# Listed entries

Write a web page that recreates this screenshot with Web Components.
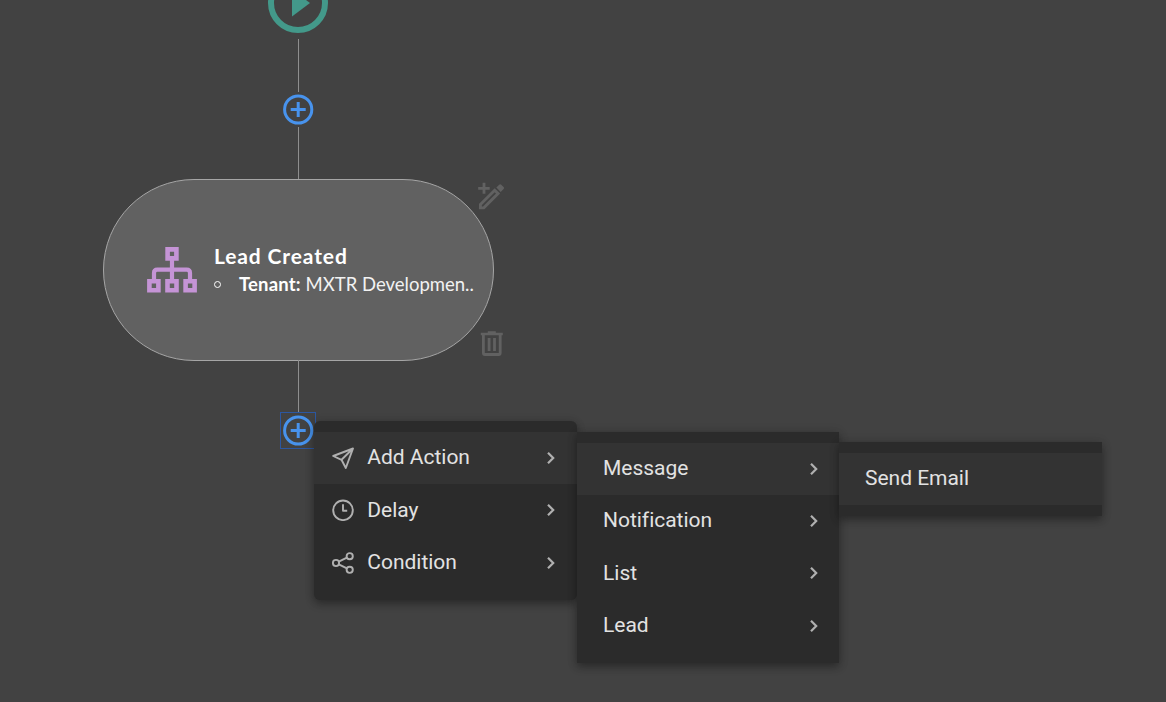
---
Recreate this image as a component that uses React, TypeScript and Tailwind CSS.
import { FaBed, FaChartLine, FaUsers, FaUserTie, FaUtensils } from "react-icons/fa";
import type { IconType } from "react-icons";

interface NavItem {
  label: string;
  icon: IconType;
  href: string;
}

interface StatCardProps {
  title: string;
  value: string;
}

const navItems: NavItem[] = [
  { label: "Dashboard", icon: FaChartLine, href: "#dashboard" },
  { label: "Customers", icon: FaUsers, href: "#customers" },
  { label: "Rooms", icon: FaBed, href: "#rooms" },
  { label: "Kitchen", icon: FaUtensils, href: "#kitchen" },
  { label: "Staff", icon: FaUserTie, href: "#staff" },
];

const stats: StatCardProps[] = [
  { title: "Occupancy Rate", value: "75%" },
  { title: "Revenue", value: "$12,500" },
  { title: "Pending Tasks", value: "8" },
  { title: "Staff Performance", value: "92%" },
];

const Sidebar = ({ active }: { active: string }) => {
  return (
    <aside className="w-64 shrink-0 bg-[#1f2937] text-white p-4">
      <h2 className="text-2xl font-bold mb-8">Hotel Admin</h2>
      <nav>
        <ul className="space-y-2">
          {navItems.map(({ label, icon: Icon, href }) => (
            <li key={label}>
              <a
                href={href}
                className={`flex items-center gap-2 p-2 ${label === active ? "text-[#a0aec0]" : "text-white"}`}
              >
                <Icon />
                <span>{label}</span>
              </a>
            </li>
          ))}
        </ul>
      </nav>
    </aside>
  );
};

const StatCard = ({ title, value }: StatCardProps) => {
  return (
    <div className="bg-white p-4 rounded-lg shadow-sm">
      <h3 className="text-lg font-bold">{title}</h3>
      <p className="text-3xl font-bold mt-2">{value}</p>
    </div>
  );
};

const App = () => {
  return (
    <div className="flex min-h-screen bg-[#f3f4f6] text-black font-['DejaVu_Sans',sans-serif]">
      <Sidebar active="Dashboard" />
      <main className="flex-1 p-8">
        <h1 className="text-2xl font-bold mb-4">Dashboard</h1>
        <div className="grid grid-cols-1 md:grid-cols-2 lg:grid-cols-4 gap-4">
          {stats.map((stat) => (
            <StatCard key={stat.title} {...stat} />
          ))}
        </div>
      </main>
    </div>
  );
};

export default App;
---
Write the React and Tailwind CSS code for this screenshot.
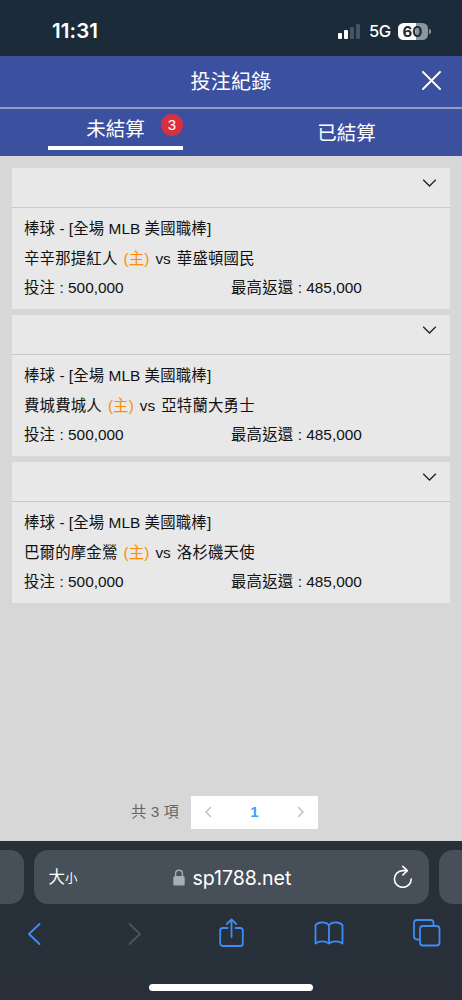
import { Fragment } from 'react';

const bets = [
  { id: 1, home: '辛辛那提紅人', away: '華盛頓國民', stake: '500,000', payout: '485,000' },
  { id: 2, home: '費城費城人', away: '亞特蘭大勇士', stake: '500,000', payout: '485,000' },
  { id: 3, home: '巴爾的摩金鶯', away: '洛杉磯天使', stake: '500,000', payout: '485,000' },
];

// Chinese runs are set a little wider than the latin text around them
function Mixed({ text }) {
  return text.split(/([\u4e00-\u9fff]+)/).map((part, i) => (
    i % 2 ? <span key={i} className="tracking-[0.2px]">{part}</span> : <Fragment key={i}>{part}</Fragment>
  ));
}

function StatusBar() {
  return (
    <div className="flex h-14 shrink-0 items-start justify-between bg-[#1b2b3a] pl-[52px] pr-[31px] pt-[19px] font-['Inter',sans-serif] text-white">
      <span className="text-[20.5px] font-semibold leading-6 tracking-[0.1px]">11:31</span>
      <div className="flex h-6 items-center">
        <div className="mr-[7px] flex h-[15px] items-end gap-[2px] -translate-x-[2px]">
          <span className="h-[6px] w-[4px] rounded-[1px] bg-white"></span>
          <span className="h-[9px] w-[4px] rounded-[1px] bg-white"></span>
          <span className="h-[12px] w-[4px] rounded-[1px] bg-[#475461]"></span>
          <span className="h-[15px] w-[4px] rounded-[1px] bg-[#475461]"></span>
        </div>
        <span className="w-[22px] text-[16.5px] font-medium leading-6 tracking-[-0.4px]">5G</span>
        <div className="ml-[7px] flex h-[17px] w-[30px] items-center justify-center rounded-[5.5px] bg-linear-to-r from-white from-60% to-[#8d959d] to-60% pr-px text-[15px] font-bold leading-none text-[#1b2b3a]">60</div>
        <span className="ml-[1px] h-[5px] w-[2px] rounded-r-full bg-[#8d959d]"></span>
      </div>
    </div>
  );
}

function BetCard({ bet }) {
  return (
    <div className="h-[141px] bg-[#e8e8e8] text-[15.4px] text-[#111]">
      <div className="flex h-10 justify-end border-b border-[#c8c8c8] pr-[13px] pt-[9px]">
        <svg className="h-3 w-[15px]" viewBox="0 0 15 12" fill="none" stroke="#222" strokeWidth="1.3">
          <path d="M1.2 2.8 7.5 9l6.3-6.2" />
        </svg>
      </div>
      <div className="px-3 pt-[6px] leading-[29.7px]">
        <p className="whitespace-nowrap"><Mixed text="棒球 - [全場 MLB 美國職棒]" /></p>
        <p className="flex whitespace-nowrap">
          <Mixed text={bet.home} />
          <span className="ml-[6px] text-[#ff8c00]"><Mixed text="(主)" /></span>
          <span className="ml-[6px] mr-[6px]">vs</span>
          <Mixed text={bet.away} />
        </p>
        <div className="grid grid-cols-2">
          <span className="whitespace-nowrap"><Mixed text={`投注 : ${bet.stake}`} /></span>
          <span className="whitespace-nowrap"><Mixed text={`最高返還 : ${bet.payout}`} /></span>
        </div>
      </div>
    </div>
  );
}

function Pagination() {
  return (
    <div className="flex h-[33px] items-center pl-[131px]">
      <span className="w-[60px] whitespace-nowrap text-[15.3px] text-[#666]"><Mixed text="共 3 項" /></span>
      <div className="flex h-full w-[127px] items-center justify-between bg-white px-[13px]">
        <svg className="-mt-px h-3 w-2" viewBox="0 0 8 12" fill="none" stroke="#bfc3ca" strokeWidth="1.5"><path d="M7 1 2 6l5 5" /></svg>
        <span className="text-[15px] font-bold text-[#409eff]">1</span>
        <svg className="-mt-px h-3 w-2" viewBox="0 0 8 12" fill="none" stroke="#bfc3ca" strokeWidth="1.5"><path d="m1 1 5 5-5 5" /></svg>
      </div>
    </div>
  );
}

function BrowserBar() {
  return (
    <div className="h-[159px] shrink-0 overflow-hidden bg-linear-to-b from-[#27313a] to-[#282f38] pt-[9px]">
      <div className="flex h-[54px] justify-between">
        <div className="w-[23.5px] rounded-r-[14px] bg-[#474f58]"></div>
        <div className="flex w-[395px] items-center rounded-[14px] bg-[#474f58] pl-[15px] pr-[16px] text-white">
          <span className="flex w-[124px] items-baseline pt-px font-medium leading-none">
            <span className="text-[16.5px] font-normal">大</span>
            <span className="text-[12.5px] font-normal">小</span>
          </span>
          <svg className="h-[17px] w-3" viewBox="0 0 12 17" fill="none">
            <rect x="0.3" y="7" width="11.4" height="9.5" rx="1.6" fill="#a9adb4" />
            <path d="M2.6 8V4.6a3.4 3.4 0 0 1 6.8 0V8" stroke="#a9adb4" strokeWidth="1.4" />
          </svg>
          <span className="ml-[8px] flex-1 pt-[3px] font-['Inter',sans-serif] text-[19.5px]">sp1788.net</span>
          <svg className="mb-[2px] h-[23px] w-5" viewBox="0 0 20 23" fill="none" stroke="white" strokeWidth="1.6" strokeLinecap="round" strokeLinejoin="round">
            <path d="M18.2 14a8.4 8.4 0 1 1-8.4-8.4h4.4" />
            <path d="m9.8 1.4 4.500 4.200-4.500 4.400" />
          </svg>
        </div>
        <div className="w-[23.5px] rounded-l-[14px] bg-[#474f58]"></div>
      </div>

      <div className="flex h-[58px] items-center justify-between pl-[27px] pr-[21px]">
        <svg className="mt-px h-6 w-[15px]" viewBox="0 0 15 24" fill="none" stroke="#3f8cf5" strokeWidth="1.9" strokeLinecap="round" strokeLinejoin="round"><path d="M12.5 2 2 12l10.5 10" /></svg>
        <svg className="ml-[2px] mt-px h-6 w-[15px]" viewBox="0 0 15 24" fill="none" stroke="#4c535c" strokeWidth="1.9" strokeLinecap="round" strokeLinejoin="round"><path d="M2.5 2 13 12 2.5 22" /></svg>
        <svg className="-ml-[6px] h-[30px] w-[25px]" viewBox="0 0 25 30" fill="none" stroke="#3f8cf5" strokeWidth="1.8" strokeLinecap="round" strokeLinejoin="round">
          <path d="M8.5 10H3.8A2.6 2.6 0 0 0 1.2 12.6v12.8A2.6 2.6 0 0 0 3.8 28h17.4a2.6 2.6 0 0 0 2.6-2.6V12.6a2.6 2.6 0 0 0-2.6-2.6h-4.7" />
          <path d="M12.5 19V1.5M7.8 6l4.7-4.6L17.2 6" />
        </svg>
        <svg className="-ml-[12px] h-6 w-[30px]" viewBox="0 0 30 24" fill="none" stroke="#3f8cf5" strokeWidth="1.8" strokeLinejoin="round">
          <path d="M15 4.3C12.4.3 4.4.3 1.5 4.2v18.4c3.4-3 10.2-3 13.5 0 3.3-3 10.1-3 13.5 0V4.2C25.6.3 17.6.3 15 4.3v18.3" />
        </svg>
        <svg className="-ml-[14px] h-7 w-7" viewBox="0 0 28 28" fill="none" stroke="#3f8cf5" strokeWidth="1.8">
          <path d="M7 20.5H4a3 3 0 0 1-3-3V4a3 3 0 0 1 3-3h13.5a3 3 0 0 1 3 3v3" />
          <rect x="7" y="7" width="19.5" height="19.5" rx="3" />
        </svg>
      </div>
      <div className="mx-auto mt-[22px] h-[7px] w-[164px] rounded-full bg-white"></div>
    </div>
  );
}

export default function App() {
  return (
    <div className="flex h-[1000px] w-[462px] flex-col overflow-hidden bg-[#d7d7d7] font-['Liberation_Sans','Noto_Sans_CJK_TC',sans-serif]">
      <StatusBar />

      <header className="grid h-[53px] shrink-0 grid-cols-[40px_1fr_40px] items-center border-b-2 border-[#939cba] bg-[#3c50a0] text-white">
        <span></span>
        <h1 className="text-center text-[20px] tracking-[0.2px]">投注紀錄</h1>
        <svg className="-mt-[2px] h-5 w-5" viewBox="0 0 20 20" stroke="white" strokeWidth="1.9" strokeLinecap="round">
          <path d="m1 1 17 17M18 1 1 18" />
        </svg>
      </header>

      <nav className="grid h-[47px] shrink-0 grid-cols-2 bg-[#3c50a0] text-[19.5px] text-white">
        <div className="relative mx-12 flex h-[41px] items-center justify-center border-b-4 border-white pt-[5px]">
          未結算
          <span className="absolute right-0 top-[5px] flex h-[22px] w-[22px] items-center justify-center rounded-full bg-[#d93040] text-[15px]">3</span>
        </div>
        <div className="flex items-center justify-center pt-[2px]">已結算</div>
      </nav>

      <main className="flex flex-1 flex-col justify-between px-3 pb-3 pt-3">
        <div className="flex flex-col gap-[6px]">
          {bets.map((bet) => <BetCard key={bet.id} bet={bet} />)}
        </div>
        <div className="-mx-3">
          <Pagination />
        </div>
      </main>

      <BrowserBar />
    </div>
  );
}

# What the exercise asks
Show all lines above holding "this".

# Problem solution
Write a web page that recreates this screenshot with Web Components.
Recreate this image as a component that uses React, TypeScript and Tailwind CSS.
Write the React and Tailwind CSS code for this screenshot.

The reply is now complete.